While the parachutists were still at sea, the advance echelon of the division had already bedded down in New Zealand. But the 1st Marine Division's commander, Major General Alexander A. Vandegrift, received a rude shock shortly after he and his staff settled into their headquarters at a Wellington hotel. He and his outfit were slated to invade and seize islands in the southern Solomons group on 1 August, just five weeks hence. To complicate matters, there was very little solid intelligence about the objectives. There were no maps on hand, so the division had to create its own from poor aerial photos and sketches hand-drawn by former planters and traders familiar with the area.

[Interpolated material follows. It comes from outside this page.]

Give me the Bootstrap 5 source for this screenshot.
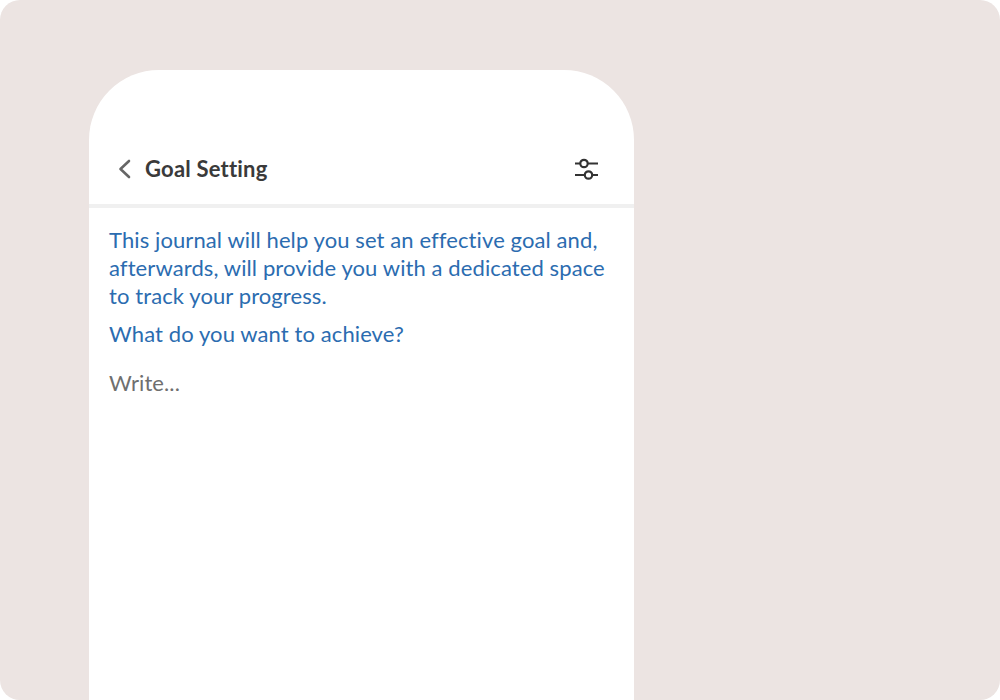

Planners estimated that there were about 5,275 enemy on Guadalcanal (home to a Japanese air field under construction) and a total of 1,850 on Tulagi and Gavutu-Tanambogo. Tulagi, 17 miles north of Guadalcanal, was valuable for its anchorage and seaplane base. The islets of Gavutu and Tanambogo, joined by a causeway, hosted a sea plane base and Japanese shore installations and menaced the approaches to Tulagi. In reality, there were probably 536 men on Gavutu Tanambogo, most of them part of construction or aviation support units, though there was at least one platoon of the 3d Kure Special Naval Landing Force, the ground combat arm of the Imperial Navy. The list of heavy weapons on Gavutu Tanambogo included two three-inch guns and an assortment of antiaircraft and antitank guns and machine guns.
By the time the last transports docked in New Zealand on 11 July, planners had outlined the operation and the execution date bad slipped to 7 August to allow the division a chance to gather its far-flung echelons and combat load transports. Five battalions of the 1st and 5th Marines would land on the large island of Guadalcanal at 0800 on 7 August and seize the unfinished airfield on the north coast. The 1st Raider Battalion, slated to meet the division on the way to the objective, would simultaneously assault Tulagi. The 2d Battalion, 5th Marines, would follow in trace and support the raiders. The 2d Marines, also scheduled to rendezvous with the division at sea, would serve as the reserve force and land 20 minutes prior to H-Hour on Florida Island, thought to be undefended. The parachutists received the mission of attacking Gavutu at H plus four hours. The delay resulted from the need for planes, ships, and landing craft to concentrate first in support of the Tulagi operation. Once the paratroopers secured Gavutu, they would move on to its sister. The Tulagi, Gavutu-Tanambogo, and Florida operations fell under the immediate control of a task force designated as the Northern Group, headed by Brigadier General William H. Rupertus, the assistant division commander.
After a feverish week of unloading, sorting, and reloading equipment and supplies, the parachutists boarded the transport USS Heywood on 18 July and sailed in convoy to Koro Island in the Fijis, where the entire invasion force conducted landing rehearsals on 28 and 30 July. These went poorly, since the Navy boat crews and most of the 1st Marine Division were too green. The parachute battalion was better trained than most of the division, but this was its very first experience as a unit in conducting a seaborne landing. There is no indication that planners gave any thought to using their airborne capability, though in all likelihood that was due to the lack of transport aircraft or the inability of available planes to make a round-trip flight from New Zealand to the Solomons.